Al gordo arrogante le di un tratamiento un poco diferente. Por su trabajo de magistrado, tenía salvoconducto para salir varias veces a la semana, pero desde los jueves se encerraba en su apartamento. Aprovechando un lunes festivo, mandé comprar a domicilio varios kilos de una carne barata y gorda, llamada tres telas y basado en un tutorial de youtube para abrir carros con una bomba de sanitario, se los metí a la maleta de su camioneta. En su punto de estacionamiento no hay perspectiva para las cámaras y todo se me facilitó. Como sabía que no la abría hasta el martes para ir a cumplir su función en el tribunal, le dejé esa podredumbre haciendo ebullición entre jugos y gusanos, para ver si la putrefacción que le iba a obligar a la pérdida total de su carro le ablandaba un poquito el espíritu y le abría el corazón, si no a la bondad, por lo menos a la cortesía y al respeto. Pude ver que después de tamaña sorpresita, una grúa lo tuvo que sacar de la unidad. Hasta la fiscalía llegó, pensaron que era un muerto embolsado. Han pasado algunas semanas y nadie parece saber nada del asunto en el conjunto residencial. Ni los guardianes, tan lengüisueltos e indiscretos ellos, tocan en tema.

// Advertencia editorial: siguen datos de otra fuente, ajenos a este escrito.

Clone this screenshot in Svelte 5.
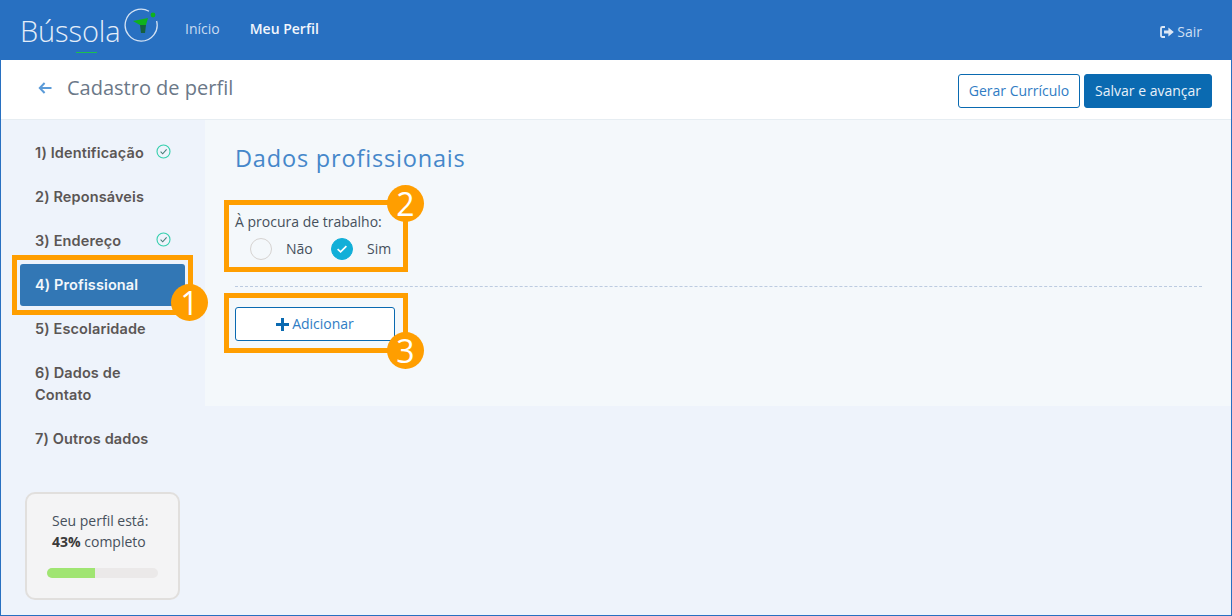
<script>
  const steps = [
    { label: '1) Identificação', done: true },
    { label: '2) Reponsáveis' },
    { label: '3) Endereço', done: true },
    { label: '4) Profissional', active: true },
    { label: '5) Escolaridade' },
    { label: '6) Dados de Contato' },
    { label: '7) Outros dados' }
  ];
  const marks = [
    { n: 1, cls: 'm1' },
    { n: 2, cls: 'm2' },
    { n: 3, cls: 'm3' }
  ];
</script>

<div class="page">
  <header class="top">
    <div class="logo">
      <span class="logo-text">Bússola</span>
      <svg class="compass" width="36" height="36" viewBox="0 0 36 36" fill="none">
        <path d="M26 4.2A16 16 0 1 0 33.6 14" stroke="#d4e2f3" stroke-width="1.3" />
        <circle cx="30" cy="8" r="2.4" fill="#0fb21c" />
        <path d="M10 14 25 11 23 18 17 18Z" fill="#0fb21c" />
        <path d="M17 18 23 18 22 26 18 26Z" fill="#16603f" />
      </svg>
      <i class="logo-line"></i>
    </div>
    <nav class="nav">
      <a href="#a">Início</a>
      <a href="#b" class="current">Meu Perfil</a>
    </nav>
    <a class="exit" href="#c">
      <svg width="14" height="12" viewBox="0 0 14 12" fill="none">
        <path d="M5 1H2.4A1.4 1.4 0 0 0 1 2.4v7.2A1.4 1.4 0 0 0 2.4 11H5" stroke="#dce7f5" stroke-width="1.8" />
        <path d="M4 4.4h4.4V1.6L13.8 6 8.4 10.4V7.6H4Z" fill="#dce7f5" />
      </svg>
      Sair
    </a>
  </header>

  <section class="sub">
    <svg class="back" width="14" height="12" viewBox="0 0 14 12" fill="none">
      <path d="M13.5 6H2M6.6 1 1.8 6l4.8 5" stroke="#5b9bd8" stroke-width="2" />
    </svg>
    <h1>Cadastro de perfil</h1>
    <div class="actions">
      <button class="btn outline">Gerar Currículo</button>
      <button class="btn solid">Salvar e avançar</button>
    </div>
  </section>

  <div class="body">
    <aside class="side">
      <ul class="steps">
        {#each steps as s}
          <li class="step" class:active={s.active}>
            <span>{s.label}</span>
            {#if s.done}
              <svg class="ok" width="15" height="15" viewBox="0 0 15 15" fill="none">
                <circle cx="7.5" cy="7.5" r="6.5" stroke="#35cfae" stroke-width="1.1" />
                <path d="M4.6 7.7 6.7 9.8 10.6 5.4" stroke="#4a7d78" stroke-width="1.1" />
              </svg>
            {/if}
          </li>
        {/each}
      </ul>
      <div class="progress-card">
        <p>Seu perfil está:<br /><b>43%</b> completo</p>
        <div class="track"><div class="fill" style="width: 43%"></div></div>
      </div>
    </aside>

    <main class="panel">
      <h2>Dados profissionais</h2>
      <div class="field">
        <div class="label">À procura de trabalho:</div>
        <div class="radios">
          <span class="radio"></span>
          <span class="opt no">Não</span>
          <span class="radio on">
            <svg width="12" height="10" viewBox="0 0 12 10" fill="none">
              <path d="M1.6 5.2 4.6 7.8 10.4 2.2" stroke="#fff" stroke-width="1.7" />
            </svg>
          </span>
          <span class="opt">Sim</span>
        </div>
      </div>
      <hr class="divider" />
      <button class="btn add">
        <svg width="13" height="13" viewBox="0 0 13 13"><path d="M5 0h3v5h5v3H8v5H5V8H0V5h5Z" fill="#0a6ab1" /></svg>
        <span class="add-text">Adicionar</span>
      </button>
    </main>
  </div>

  {#each marks as m}
    <div class="mark {m.cls}"><span class="num">{m.n}</span></div>
  {/each}
</div>

<style>
  :global(body) {
    margin: 0;
    background: #eef3fb;
  }
  * {
    box-sizing: border-box;
  }
  .page {
    position: relative;
    width: 1232px;
    height: 616px;
    border: 1px solid #2870c1;
    border-top: 0;
    background: #eef3fb;
    font-family: "Open Sans", "Liberation Sans", sans-serif;
    font-size: 14px;
    color: #46505c;
    display: flex;
    flex-direction: column;
    overflow: hidden;
  }
  a {
    text-decoration: none;
  }
  .top {
    height: 60px;
    margin: 0 -1px;
    background: #2870c1;
    display: flex;
    align-items: flex-start;
    flex: none;
  }
  .logo {
    position: relative;
    width: 185px;
    height: 60px;
    flex: none;
  }
  .logo-text {
    position: absolute;
    left: 20px;
    top: 11px;
    font-size: 29px;
    line-height: 40px;
    font-weight: 300;
    letter-spacing: -0.1px;
    color: #e4edf8;
  }
  .compass {
    position: absolute;
    left: 123px;
    top: 7px;
  }
  .logo-line {
    position: absolute;
    left: 76px;
    top: 52px;
    width: 21px;
    height: 1px;
    background: #1cc04f;
  }
  .nav {
    display: flex;
    gap: 30px;
    padding-top: 19px;
    line-height: 20px;
  }
  .nav a {
    color: #c9dcf2;
  }
  .nav a.current {
    color: #f2f6fc;
    font-weight: 600;
  }
  .exit {
    margin-left: auto;
    margin-right: 30px;
    margin-top: 22px;
    line-height: 20px;
    color: #cfdff2;
    font-size: 14px;
    display: flex;
    align-items: center;
    gap: 3px;
  }
  .sub {
    height: 60px;
    flex: none;
    background: #fff;
    border-bottom: 1px solid #e6edf2;
    display: flex;
    align-items: center;
    padding: 0 19px 0 37px;
  }
  .back {
    margin-right: 15px;
    flex: none;
    position: relative;
    top: -2px;
  }
  h1 {
    margin: 0;
    font-size: 20px;
    font-weight: 400;
    color: #6b7888;
    line-height: 28px;
    position: relative;
    top: -2px;
  }
  .actions {
    margin-left: auto;
    display: flex;
    gap: 4px;
    position: relative;
    top: 1px;
  }
  .btn {
    height: 34px;
    font: inherit;
    font-size: 14px;
    border-radius: 3px;
    padding: 0;
    cursor: pointer;
    border: 1px solid #0a6ab1;
  }
  .outline {
    width: 122px;
    background: #fff;
    color: #2f7cc4;
  }
  .solid {
    width: 128px;
    background: #0a6ab1;
    color: #e8f1f9;
  }
  .body {
    flex: 1;
    display: flex;
    min-height: 0;
  }
  .side {
    width: 204px;
    flex: none;
    padding: 12px 19px 15px 19px;
    display: flex;
    flex-direction: column;
  }
  .steps {
    list-style: none;
    margin: 0;
    padding: 0;
  }
  .step {
    margin-bottom: 2px;
    width: 165px;
    padding: 10px 15px;
    border-radius: 3px;
    line-height: 22px;
    font-family: Inter, "Noto Sans", sans-serif;
    font-weight: 600;
    font-size: 14.5px;
    letter-spacing: 0.12px;
    color: #5b5655;
    display: flex;
    align-items: center;
    justify-content: space-between;
  }
  .step.active {
    background: #3277b5;
    color: #f3f7fb;
  }
  .ok {
    flex: none;
    margin: -1px -1px 0 0;
    position: relative;
    top: -1px;
  }
  .progress-card {
    margin-top: auto;
    margin-left: 5px;
    width: 155px;
    height: 108px;
    border: 2px solid #e1dfdd;
    border-radius: 10px;
    background: #f4f4f5;
    padding: 16px 20px 0 25px;
    color: #46505c;
  }
  .progress-card p {
    margin: 0;
    line-height: 21px;
    white-space: nowrap;
  }
  .progress-card b {
    color: #3a3a3a;
  }
  .track {
    margin: 16px 0 0 -5px;
    width: 111px;
    height: 10px;
    border-radius: 5px;
    background: #ebe9e9;
    overflow: hidden;
  }
  .fill {
    height: 100%;
    background: #a0e572;
  }
  .panel {
    flex: 1;
    height: 286px;
    background: #f4f8fb;
    padding: 20px 29px 0 30px;
  }
  h2 {
    margin: 0;
    font-size: 23.5px;
    font-weight: 400;
    line-height: 36px;
    letter-spacing: 0.82px;
    color: #4587ca;
  }
  .field {
    margin-top: 36px;
  }
  .label {
    line-height: 20px;
    color: #46505c;
  }
  .radios {
    display: flex;
    align-items: center;
    margin-top: 6px;
    padding-left: 15px;
    height: 22px;
  }
  .radio {
    width: 22px;
    height: 22px;
    border-radius: 50%;
    border: 1px solid #d6d3d1;
    flex: none;
    display: flex;
    align-items: center;
    justify-content: center;
  }
  .radio.on {
    background: #11afd8;
    border-color: #11afd8;
  }
  .opt {
    margin-left: 14px;
    margin-top: -2px;
    color: #46505c;
  }
  .opt.no {
    width: 45px;
  }
  .divider {
    margin: 26px 0 20px;
    border: 0;
    border-top: 1px dashed #bccbe0;
    height: 0;
  }
  .add {
    width: 160px;
    background: #fff;
    color: #2f7cc4;
    display: flex;
    align-items: center;
    justify-content: center;
    gap: 3px;
  }
  .add-text {
    margin-top: -2px;
  }
  .mark {
    position: absolute;
    border: 5px solid #ff9e00;
    pointer-events: none;
  }
  .m1 {
    left: 11px;
    top: 255px;
    width: 181px;
    height: 60px;
  }
  .m2 {
    left: 223px;
    top: 200px;
    width: 184px;
    height: 72px;
  }
  .m3 {
    left: 223px;
    top: 293px;
    width: 184px;
    height: 60px;
  }
  .num {
    position: absolute;
    width: 37px;
    height: 37px;
    border-radius: 50%;
    background: #ff9e00;
    color: #fff;
    font-size: 32px;
    line-height: 37px;
    text-align: center;
  }
  .m1 .num {
    right: -20px;
    bottom: -11px;
  }
  .m2 .num {
    right: -21px;
    top: -20px;
  }
  .m3 .num {
    right: -21px;
    bottom: -21px;
  }
</style>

A ese mismo gordo infame, me lo he encontrado varias veces en el patio, no parece reconocerme y saca su otro perro en silencio, con traílla y ya no habla por celular. Es más, me ha saludado con un gruñido impersonal y genérico y un movimiento de cabeza. Me ha parecido un poco tristón, anda más lento y cabizbajo, algo inusual en él, me da la impresión que es más por su amante ya distante y enojada que por su perro, pero hablando con voz más baja y menos presuntuosa. Se ve que lo corroe una especie de pesadumbre. Creo que quedamos en ese punto, no veo necesario tomar otras medidas más drásticas con él. Está tranquilo, ojalá le dure, por su bien.

La cuarentena se prolongó por un total de 2 meses. Inicialmente, estaba programada para 20 días. Me llama la atención que no he vuelto a ver caca de perro tirada en el piso en la unidad. La gente está como muy juiciosa, cada uno en sus asuntos. Yo continué dando mis caminadas nocturnas sin novedad. También seguí en mis labores de teletrabajo en medio del encierro forzado, porque, ante todo, soy un profesional.

* Publicada originalmente en Ficción, La Revista.